It seems improbable, but within half a mile of the start of this session I had taken a wrong turning. This became apparent only when I noticed that there was a river down below rather than the Torside Reservoir. It cost me a good twenty minutes and the best part of a mile of unnecessary walking.
Not mine! Part of a memorial to a Manchester rambler |
This starts with a gradual ascent up the side of a wide valley, but after a couple of miles the valley of the Crowden Great Brook narrows, and the path climbs quite steeply to run along the escarpment on the West side of the valley. James Crook, my host at the Old House, had warned me that this was eyes down walking, and so it proved. Mostly it was a fairly narrow path, fairly muddy, but there were a number of points where it was necessary to scramble over rocks right at the edge of almost vertical drops. This lasts for a mile or more before the path descends to the stream bed and requires fording smaller lateral streams at frequent intervals. The country becomes less interesting, too – no grand views, and plenty of boggy moorland ground. The final ascent to the top of Black Hill is a long mile and half, but easy going now with paving stones to make it easier to keep out of the wet.
The view back down Crowden Great Brook to Torside Reservoir |
The Black Hill is another indistinct top marked only with a trig point surrounded by boggy ground and plenty of standing water after all the recent rain. Although this is the highest point for miles, the views are not great: the ground is too level to afford any vistas. The most significant object is a tall television mast a couple of miles away to the East. I had been passed by four or five other walkers, including a South African couple, on the way up. They were sitting comfortably on the plinth of the trig point eating sandwiches when I arrived. Obviously great walkers, but only doing the Crowden to Black Hill section and return that day, and planning to join friends on Offa’s Dyke the following week. It’s strange how one meets people who are doing similar bits of the National Trails when walking in high country.
The Black Hill marks the boundary between Derbyshire and Yorkshire, so now one can claim to have left the Midlands and reached the true North. The descent starts gently, but then becomes steeper. Now there are magnificent views – all across Yorkshire to major cities to the Northeast, and with the cooling towers of two of the great power generating stations (one of which must be Drax) visible on the horizon, perhaps thirty miles away. The nearer views are over the Brownhill and Digby Reservoirs and along gently sloping area of heather – obviously a grouse moor with numbered butts – which I had to traverse before reaching the A635 crossing. This is easier going, though there are dips where one has to cross streams, and is a long gentle descent before a final climb to the road crossing.
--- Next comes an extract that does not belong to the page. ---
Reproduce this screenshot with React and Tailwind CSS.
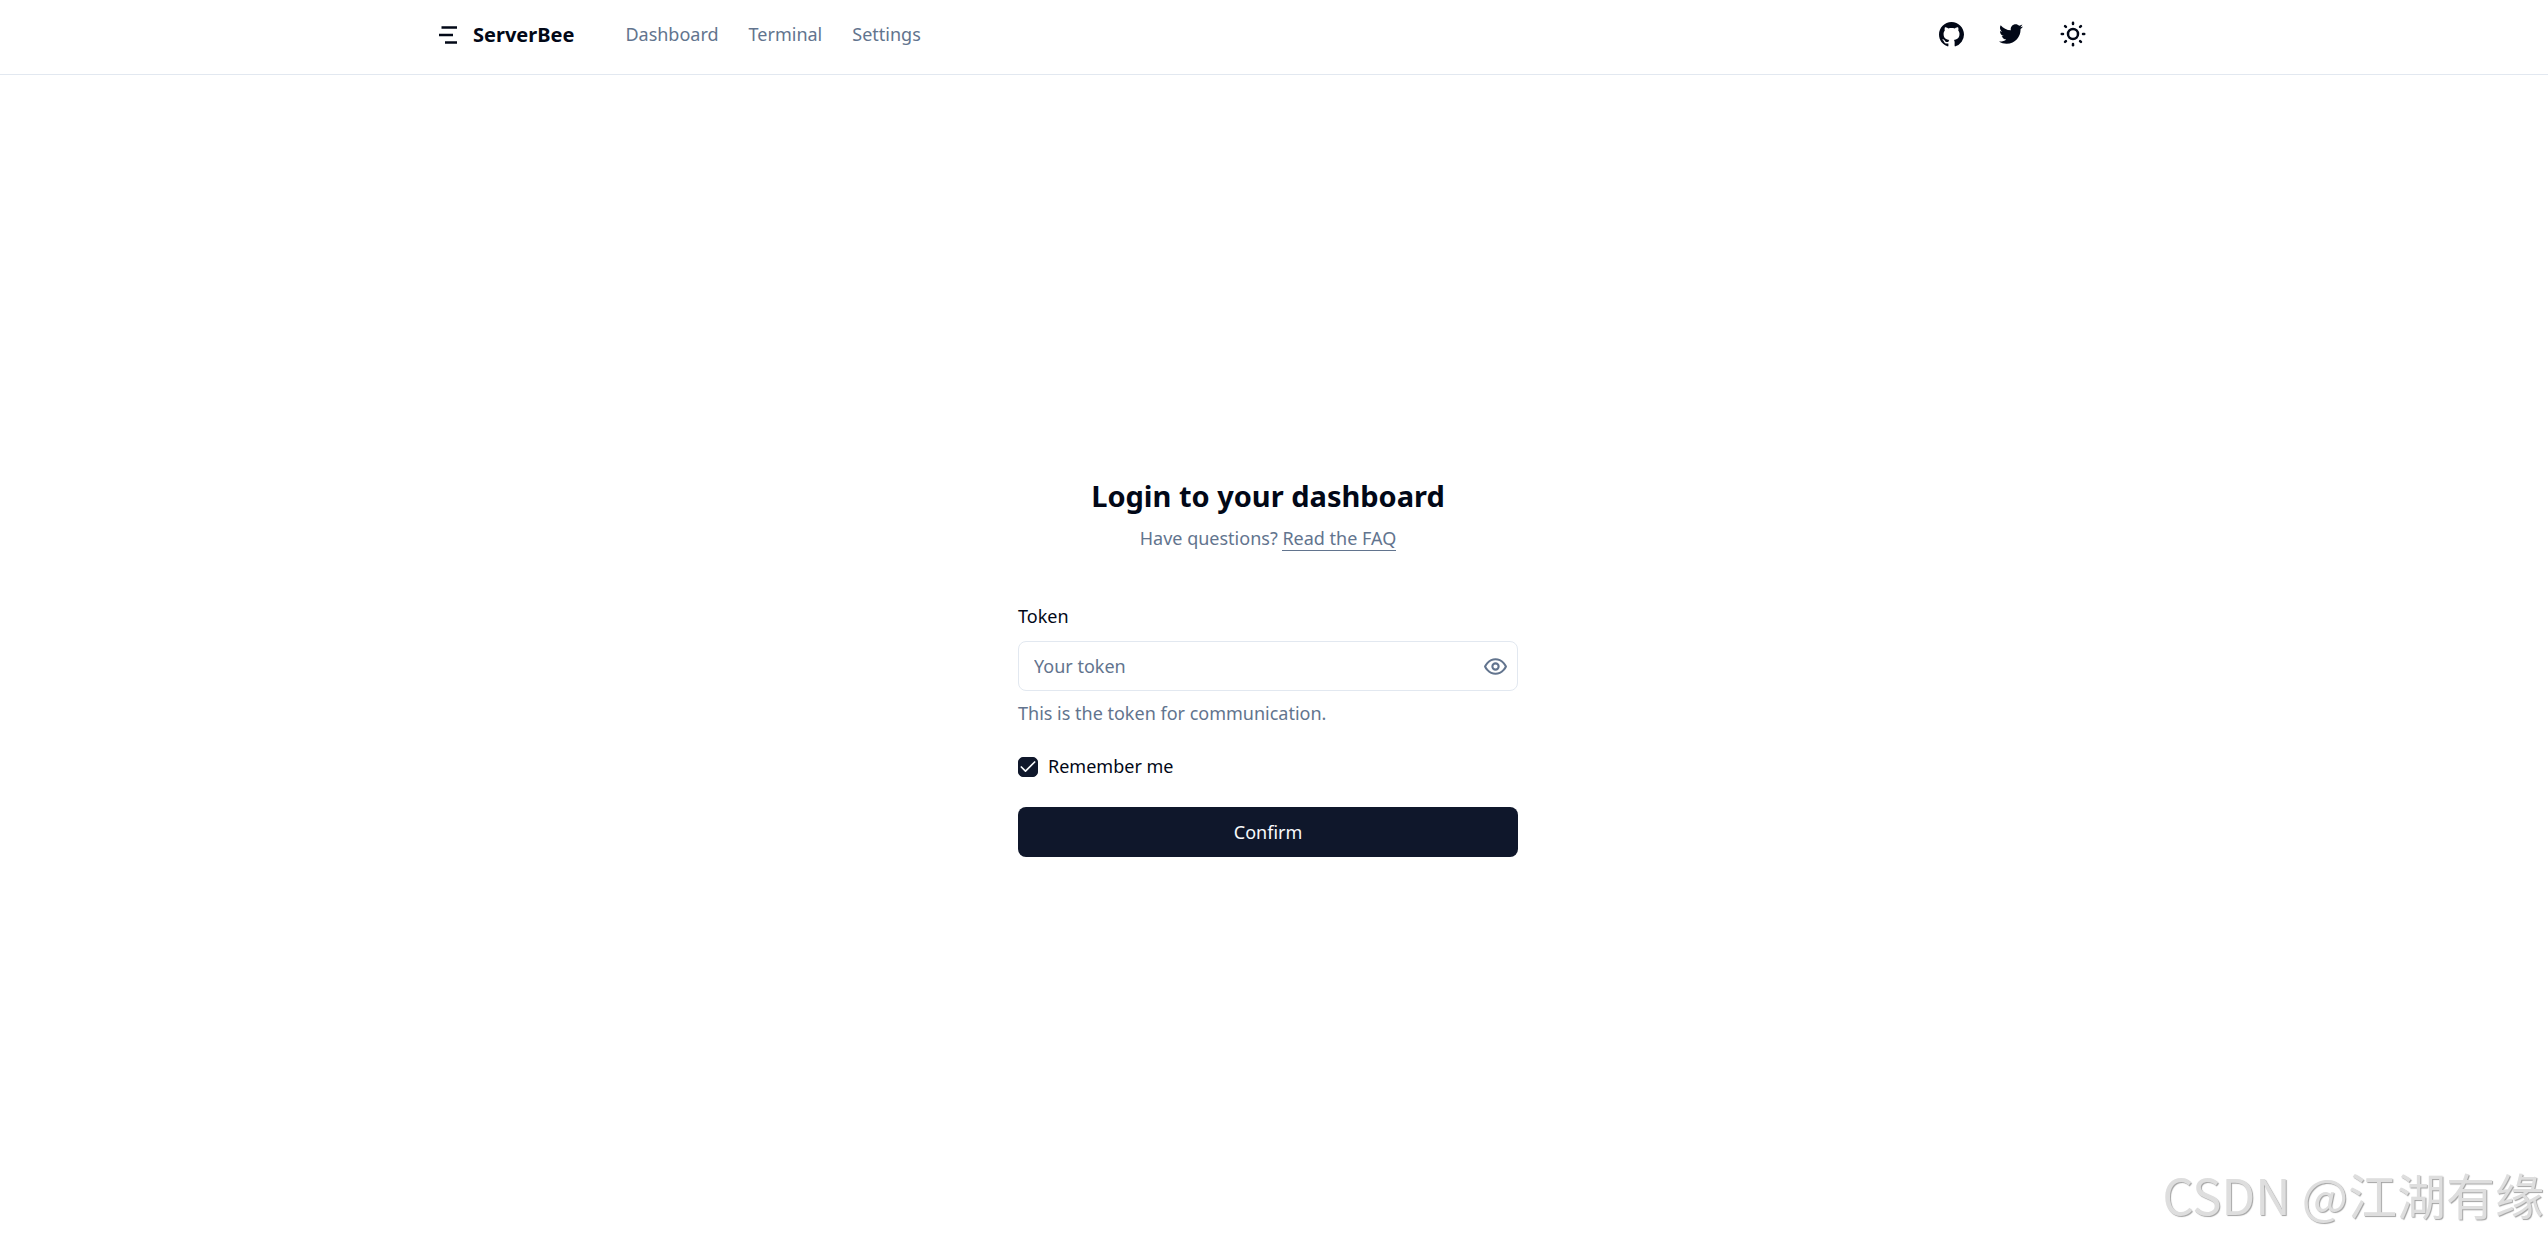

The Crowden Great Brook towards the top of Black Hill |
The lower of eh two reservoirs is just above Wessenden Lodge, which actually looks more like an ordinary farm. I had been told by James Crook that one could avoid losing (and having to regain) height by crossing the dam at the bottom of the reservoir, but the map showed that this would be qt the cost of a long diversion up a valley before reaching the path onward, so I elected to follow the authorised version of the Pennine Way. Rather confusingly it now loses the acorn signs and the Pennine Way markers, instead being referred to as the Butterley Moor walk. This sort of ambiguity doesn’t help navigation, but it was clearly still the Pennine way as well.
It’s a short sharp climb to regain the main path, and then a long uphill haul to the top, where once again its blanket bog, with the path largely paved. There are then two reservoirs, apparently originally created to provide headwater for the Huddersfield Narrow Canal , which crosses the Pennines with the help of tunnels. Or used to: this is another derelict canal. These are shallow reservoirs on high moorland – relatively dull, open country. The second one is unusual in that it’s dammed at both ends rather than being in a valley. It was also the cause of a tragedy in 1810 when one of the dams burst and caused a huge torrent down on of the local valleys which drowned six people, five from a single family living in a brookside cottage.
View over Yorkshire from just after the top of Black Hill |
Then it was a drive back to Torside through Yorkshire and Derbyshire. This was a pleasant trip, with the last stretch over the high ground a couple of miles to the East of Black Hill. It reinforced the fact that I had done a lot of climbing (and descending) during the day’s walk.
Back at the Old House there was a very welcome and unanticipated opportunity to change before James ran me into Glossop to catch a train to Manchester and hence back to London .
A changeable day with sunshine and showers. Warmer than yesterday – temperature 8 to 17C, but mainly 10 to 12C on the higher stretches. 24.95km, 768m ascent, 631m descents. Open country – lots of rocky, muddy head-down walking, but better going on paths or flagstones for 40% or so of the distance. Several places where streams are crossed on stepping stones.
This was the end of my walking for 2012. Originally I had thought I might put in another week in October, but given the shorter and colder days had decided not to do so. So the rest of the Pennine Way will have to wait until 2013.
My totals for 2012 are 990.58km with total ascents of 20,517m.